The American star created 1998’s dance-pop song that would peak on over 20 different countries’ charts in part due to its use of techno and house music. Auto-Tune was used to give the wobbling effect of losing control of her voice.
This, believe (heh) it or not, is dubbed the “Cher Effect.”
In fact, Cher’s a bit of a wonder. She’s won an Academy Award, a Grammy Award, an Emmy Award, three Golden Globe Awards, and the Best Actress Award from the Cannes Film Festival. Starting with her folk rock husband-wife duo Sonny & Cher and progressing all the way to her distinctive contralto singing voice, her continuous reinventing of her music—not to mention her trendsetting fashion styles (à la the ’70s and ’80s) and Broadway roles—awarded her the title Goddess of Pop.
Portland, Maine’s folk rock singer-songwriter Lady Lamb the Beekeeper (Aly Spaltro’s moniker) took the song and twisted it in her hands last year, wringing out every teardrop and sigh hidden behind the original’s club beats. Auto-Tune emotion is traded for confrontational singing because the song is, underneath it all, quite sad.
At a Backyard Brunch Session in New York, Spaltro explained why she covered the song. Even though her cover is “nothing like the original because the original is scary,” she was quick to defend Cher.
“If you really listen to the words—which it’s hard to hear the words because it’s masked under this beat—it’s so sad.”

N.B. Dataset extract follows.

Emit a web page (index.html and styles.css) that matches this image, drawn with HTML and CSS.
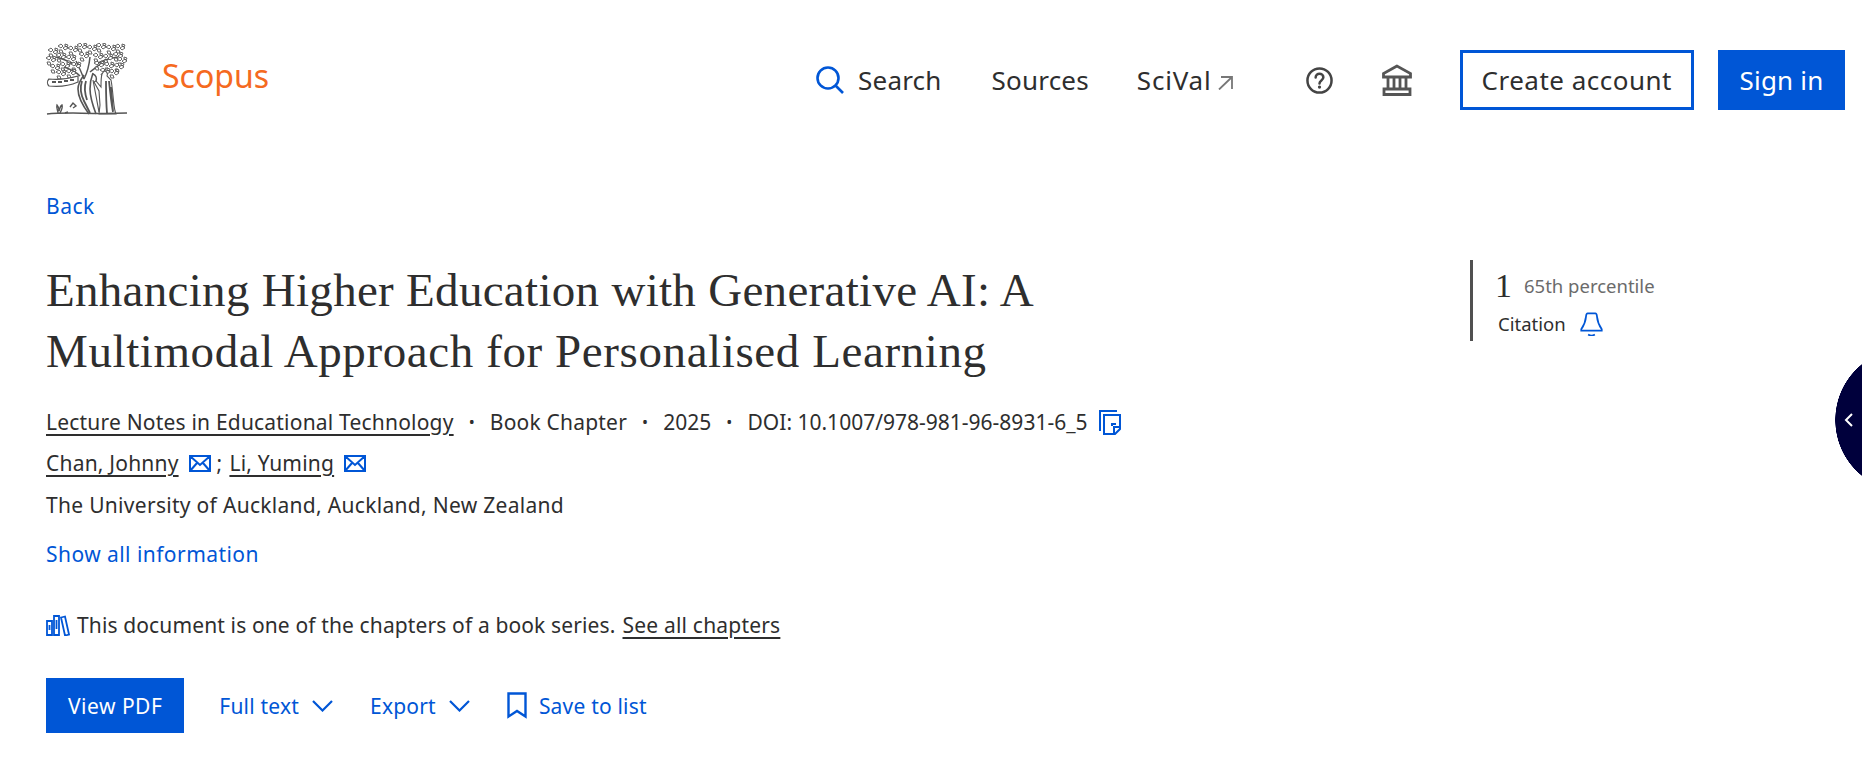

“She’s like, ‘I feel something inside me say that I really don’t think I’m strong enough … No matter how hard I try, you keep pushing me aside and I can’t break through. There’s no talking to you.’ Because the other person’s like, ‘I’m done.’”
Lady Lamb the Beekeeper leaves the remnants of the song, sans-electronic everything, on a clothesline to dry.
The guitar shakes out like a western walk, confronting this fear of love, as Spaltro’s voice shakes inside a cold cave. Slow percussion backs her up. The volume diminishes until finally all that’s left is that same worn voice and tired soul I first heard in a boiling Texan art studio at age seven.
The only way to make this song more powerful than a confronting cover is hearing it live. Lady Lamb the Beekeeper is known for the raw energy and intensity given at her shows, where reliving it through recordings or videos never does it justice—although it never hurts to watch (especially when it’s in our city).